В самом начале строки следующего (уже третьего) абзаца всё той же главы писатель вдохновлённо сообщает: «Между тем пришла весна, прекрасная, дружная, без ожидания и обманов весны...». Ну, во-первых, почему пришла весна, если по небрежно изложенной хронологии за окном стоит уже начало знойного июля?

А во-вторых, в связи с чем следующий же, четвёртый абзац открывается однозначно противоречащим начальной строке предыдущего абзаца предложением: «Весна долго не открывалась. Последние недели поста стояла ясная, морозная погода.»?.. Разумеется, здесь представлены не все оплошности романиста, однако формат блогерской статьи не позволяет собрать их в полном объёме под одним заголовком.        

...Поразительные «ляпы» Льва Толстого в тот или иной период, кроме 40-летнего Джо Райта не обнаружил никто из режиссёров, работавших над экранизациями всемирно популярного произведения. А ведь в довольно значительном арсенале мирового кинематографа, начиная с 1910 по 2014 годы, насчитывается ни много ни мало, девять немых и двадцать три звуковых киноверсии российского романа «Анна Каренина». Из них — один телеспектакль, два фильма-балета и восемь различных теле/киносериалов.

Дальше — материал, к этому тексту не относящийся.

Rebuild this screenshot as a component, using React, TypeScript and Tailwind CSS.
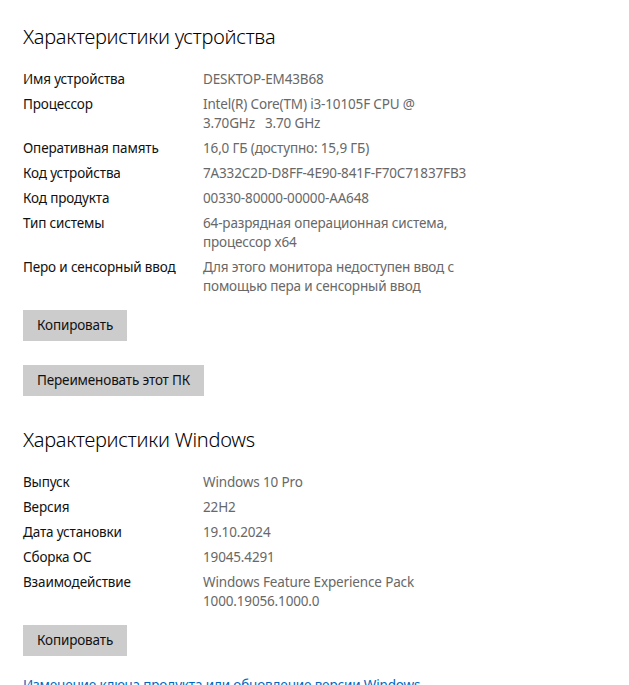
// Окно «О системе» — характеристики устройства и Windows.

const DEVICE: [string, string[]][] = [
  ['Имя устройства', ['DESKTOP-EM43B68']],
  ['Процессор', ['Intel(R) Core(TM) i3-10105F CPU @', '3.70GHz\u00a0\u00a0\u00a03.70 GHz']],
  ['Оперативная память', ['16,0 ГБ (доступно: 15,9 ГБ)']],
  ['Код устройства', ['7A332C2D-D8FF-4E90-841F-F70C71837FB3']],
  ['Код продукта', ['00330-80000-00000-AA648']],
  ['Тип системы', ['64-разрядная операционная система,', 'процессор x64']],
  ['Перо и сенсорный ввод', ['Для этого монитора недоступен ввод с', 'помощью пера и сенсорный ввод']],
]

const WINDOWS: [string, string[]][] = [
  ['Выпуск', ['Windows 10 Pro']],
  ['Версия', ['22H2']],
  ['Дата установки', ['19.10.2024']],
  ['Сборка ОС', ['19045.4291']],
  ['Взаимодействие', ['Windows Feature Experience Pack', '1000.19056.1000.0']],
]

function Rows({ rows }: { rows: [string, string[]][] }) {
  return (
    <div className="flex flex-col gap-[6px]">
      {rows.map(([label, value]) => (
        <div key={label} className="flex text-[13.5px] leading-[19px] tracking-[-0.15px]">
          <div className="w-[180px] shrink-0 text-[#111]">{label}</div>
          <div className="text-[#686868] whitespace-nowrap">
            {value.map((line, i) => <div key={i}>{line}</div>)}
          </div>
        </div>
      ))}
    </div>
  )
}

function Btn({ children }: { children: string }) {
  return (
    <button type="button" className="self-start h-[31px] px-[14px] bg-[#cccccc] text-[13.5px] tracking-[-0.15px] text-[#111]">
      {children}
    </button>
  )
}

export default function App() {
  return (
    <div
      className="w-[629px] h-[685px] overflow-hidden bg-white pl-[23px] pt-[23px] flex flex-col"
      style={{ fontFamily: '"Noto Sans", "Open Sans", sans-serif' }}
    >
      <h1 className="text-[20px] leading-[28px] tracking-[-0.25px] text-black font-light">Характеристики устройства</h1>
      <div className="mt-[19px]"><Rows rows={DEVICE} /></div>
      <div className="mt-[14px] flex flex-col gap-[24px]">
        <Btn>Копировать</Btn>
        <Btn>Переименовать этот ПК</Btn>
      </div>

      <h1 className="mt-[30px] text-[20px] leading-[28px] tracking-[-0.25px] text-black font-light">Характеристики Windows</h1>
      <div className="mt-[19px]"><Rows rows={WINDOWS} /></div>
      <div className="mt-[14px] flex flex-col">
        <Btn>Копировать</Btn>
      </div>

      <a className="mt-[20px] text-[13.5px] leading-[19px] tracking-[-0.15px] text-[#0067c0] whitespace-nowrap">
        Изменение ключа продукта или обновление версии Windows
      </a>
    </div>
  )
}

О количестве театральных постановок я уже не говорю, — их просто никто не считал.

Долли и Анна, фильм 2012
Так вот, в 2012 году, снимая Киру Найтли в роли Анны Карениной, только лишь дотошливый Джо Райт (единственный из всех режиссёров) показал на киноэкране «необъятную» фигуру Долли (Келли Макдональд), явно пребывающей на завершающей стадии беременности.

Во всех остальных мировых экранизациях мать семейства, княгиня Дарья Облонская, вследствие отсутствия должной акцентации со стороны автора романа (т.е. первоисточника), предстаёт почему-то изящной «тростинкой», туго затянутой в корсет.

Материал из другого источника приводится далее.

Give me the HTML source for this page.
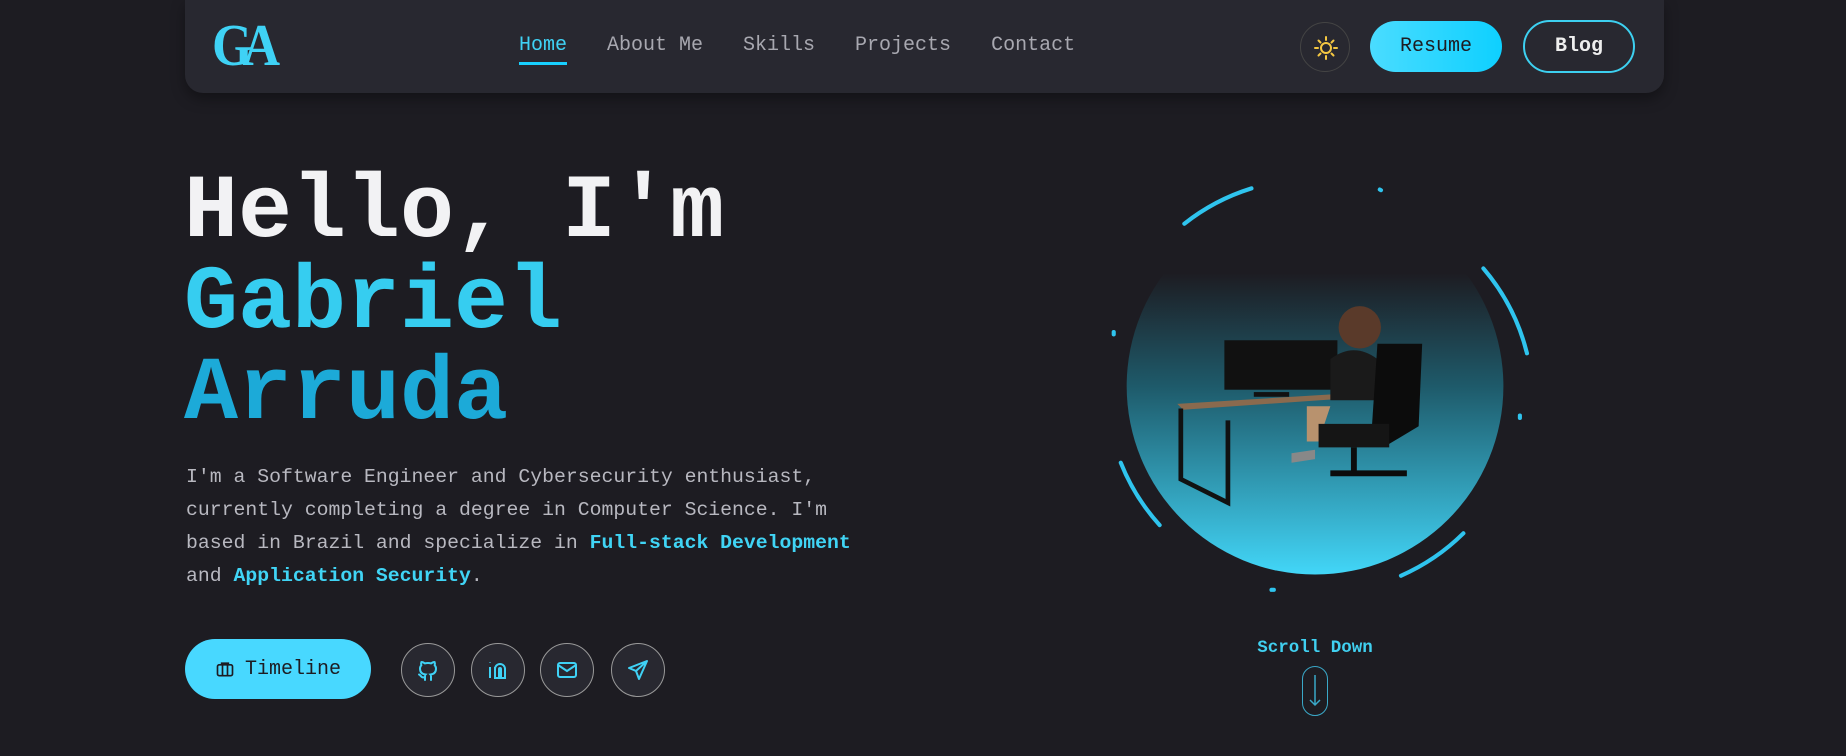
<!DOCTYPE html>
<html><head><meta charset="utf-8"><style>
*{margin:0;padding:0;box-sizing:border-box}
body{width:1846px;height:756px;background:#1d1c22;font-family:"Liberation Mono",monospace;overflow:hidden;position:relative;color:#eee}
.nav{position:absolute;left:185px;top:0;width:1479px;height:93px;background:#282830;border-radius:0 0 18px 18px;box-shadow:0 6px 14px rgba(0,0,0,.35)}
.logo{position:absolute;left:212px;top:12px;font-family:"Liberation Serif",serif;font-size:52px;color:#3fd2f5;letter-spacing:-10px;transform:scaleY(1.15);transform-origin:top left;font-weight:bold}
.links{position:absolute;top:34px;left:519px;font-size:20px;color:#a8a8b0;display:flex;gap:40px}
.links .a{color:#3fd2f5;position:relative}
.links .a:after{content:"";position:absolute;left:0;right:0;top:28px;height:3px;background:#18d0ff}
.sun{position:absolute;left:1300px;top:22px;width:50px;height:50px;border:1px solid #444;border-radius:50%}
.resume{position:absolute;left:1370px;top:21px;width:132px;height:51px;border-radius:26px;background:linear-gradient(90deg,#4adcff,#0ed0ff);color:#1d1c22;font-size:20px;display:flex;align-items:center;justify-content:center}
.blog{position:absolute;left:1523px;top:20px;width:112px;height:53px;border-radius:27px;border:2px solid #3dd0f0;color:#eee;font-size:20px;font-weight:bold;display:flex;align-items:center;justify-content:center}
h1{position:absolute;left:184px;top:168px;font-size:90px;line-height:91px;font-weight:bold;color:#f2f2f4}
h1 .g{color:#36cdf0}h1 .r{color:#1caad8}
p{position:absolute;left:186px;top:461px;font-size:19.8px;line-height:33px;color:#b8b8c0;white-space:nowrap}
p b{color:#40d4f5}
.tl{position:absolute;left:185px;top:639px;width:186px;height:60px;border-radius:30px;background:#48d8ff;color:#1d1c22;font-size:20px;display:flex;align-items:center;justify-content:center;gap:10px}
.ic{position:absolute;top:643px;width:54px;height:54px;border-radius:50%;border:1px solid #999;background:#282830;display:flex;align-items:center;justify-content:center}
.sd{position:absolute;left:1215px;width:200px;text-align:center;top:638px;font-size:17.5px;font-weight:bold;color:#40d0f0}
.mouse{position:absolute;left:1302px;top:666px;width:26px;height:50px;border:1.5px solid #3aa8c8;border-radius:13px}
</style></head><body>
<div class="nav"></div>
<div class="logo">GA</div>
<div class="links"><span class="a">Home</span><span>About Me</span><span>Skills</span><span>Projects</span><span>Contact</span></div>
<div class="sun"><svg width="50" height="50" viewBox="0 0 50 50" stroke="#f5c842" stroke-width="2" fill="none" stroke-linecap="round"><circle cx="25" cy="25" r="5"/><path d="M25 14v3M25 33v3M14 25h3M33 25h3M17.5 17.5l2 2M30.5 30.5l2 2M17.5 32.5l2-2M30.5 19.5l2-2"/></svg></div>
<div class="resume">Resume</div>
<div class="blog">Blog</div>
<h1>Hello, I'm<br><span class="g">Gabriel</span><br><span class="r">Arruda</span></h1>
<p>I'm a Software Engineer and Cybersecurity enthusiast,<br>currently completing a degree in Computer Science. I'm<br>based in Brazil and specialize in <b>Full-stack Development</b><br>and <b>Application Security</b>.</p>
<div class="tl"><svg width="20" height="20" viewBox="0 0 24 24" fill="none" stroke="#1d1c22" stroke-width="2"><rect x="3" y="7" width="18" height="13" rx="2"/><path d="M8 7V5h8v2M9 7v13M15 7v13"/></svg>Timeline</div>
<div class="ic" style="left:401px"><svg width="24" height="24" viewBox="0 0 24 24" fill="none" stroke="#3fd2f5" stroke-width="2" stroke-linecap="round"><path d="M9 19c-4 1.5-4-2-6-2.5M15 22v-3.5c0-1 .1-1.4-.5-2 2.8-.3 5.5-1.4 5.5-6a4.6 4.6 0 0 0-1.3-3.2 4.2 4.2 0 0 0-.1-3.2s-1.1-.3-3.5 1.3a12 12 0 0 0-6.2 0C6.5 3.8 5.4 4.1 5.4 4.1a4.2 4.2 0 0 0-.1 3.2A4.6 4.6 0 0 0 4 10.5c0 4.6 2.7 5.7 5.5 6-.6.6-.6 1.2-.5 2V22"/></svg></div>
<div class="ic" style="left:471px"><svg width="24" height="24" viewBox="0 0 24 24" fill="none" stroke="#3fd2f5" stroke-width="2"><path d="M4 9v11M4 4.5v.5"/><path d="M9 20V9h0v2a5 5 0 0 1 10 0v9h-4v-9a1 1 0 0 0-2 0v9z"/></svg></div>
<div class="ic" style="left:540px"><svg width="24" height="24" viewBox="0 0 24 24" fill="none" stroke="#3fd2f5" stroke-width="2"><rect x="3" y="5" width="18" height="14" rx="2"/><path d="M3 7l9 6 9-6"/></svg></div>
<div class="ic" style="left:611px"><svg width="24" height="24" viewBox="0 0 24 24" fill="none" stroke="#3fd2f5" stroke-width="2" stroke-linejoin="round"><path d="M21 3L3 10l7 3 3 8z M10 13l11-10"/></svg></div>
<svg style="position:absolute;left:0;top:0" width="1846" height="756" viewBox="0 0 1568 642.1">
<defs><linearGradient id="bg" x1="0" y1="0" x2="0" y2="1"><stop offset="0.2" stop-color="#1d1c22"/><stop offset="0.5" stop-color="#1e5a6a"/><stop offset="1" stop-color="#42d6f8"/></linearGradient></defs>
<circle cx="1117" cy="328" r="160" fill="url(#bg)"/>
<g stroke="#2fc4ee" stroke-width="3.5" fill="none" stroke-linecap="round">
<path d="M1006 190A176 176 0 0 1 1063 160"/><path d="M1260 228A176 176 0 0 1 1297 300"/><path d="M1243 453A176 176 0 0 1 1190 489"/><path d="M985 446A176 176 0 0 1 952 393"/>
<path d="M1172 161l1 .5M1291 353l0 2M1080 501l2 0M946 282l0 2"/></g>
<path d="M1000 343L1131 335L1135 339L1005 348Z" fill="#8a6a4e"/>
<path d="M1003 347v60l40 20v-70" stroke="#111" stroke-width="4" fill="none"/>
<rect x="1040" y="289" width="96" height="42" fill="#111"/>
<rect x="1065" y="333" width="30" height="4" fill="#111"/>
<circle cx="1155" cy="278" r="18" fill="#5a3a2a"/>
<path d="M1130 305q20-15 40 0l5 35h-45z" fill="#1a1a1a"/>
<path d="M1130 345h-20v30h10z" fill="#b8926e"/>
<path d="M1097 385l20-3v8l-20 3z" fill="#888"/>
<path d="M1170 292h38l-3 70-25 15-15-10z" fill="#0c0c0c"/>
<path d="M1120 360h60v20h-60z" fill="#151515"/>
<path d="M1150 380v20M1130 402h65" stroke="#0c0c0c" stroke-width="5"/>
</svg>
<div class="sd">Scroll Down</div>
<div class="mouse"><svg width="24" height="48" viewBox="0 0 24 48" fill="none" stroke="#3aa8c8" stroke-width="1.5"><path d="M12 8v30M7 33l5 5 5-5"/></svg></div>
</body></html>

Правда, ещё в далёком 1935 году, Кларенс Браун, занявший в заглавной роли шведку Грету Гарбо, хотя и не исправил недоработки первоисточника в отношении фигуры Долли Облонской, но тем не менее всё же удосужился вложить в уста голливудской кинозвезды «отсебятинную» сценарную фразу о привезённых для детей брата подарках (не существующих в авторском тексте).

И, естественно, он не поленился отснять сцену возвращения матери к её маленькому Серёже, которому та передаёт игрушечные презенты от братьев и сестёр, привезённые из Москвы. Вот принципиальные мастера кино, синтезирующие авторскую 
быль и «небылицы» ради логической достоверности ситуации!

Поразительно!.. Так в 140-летнем незыблемом мире «Анны Карениной» незамеченной тихой вспышкой промелькнула война профессионального несогласия с авторским первоисточником отдельных режиссёров-перфекционистов, крайне дотошно экранизирующих столь монументальное произведение. Совсем маленькая, не объявленная, но весьма принципиальная война, направленная против мира литературных «ляпов» великого писателя — Льва Толстого.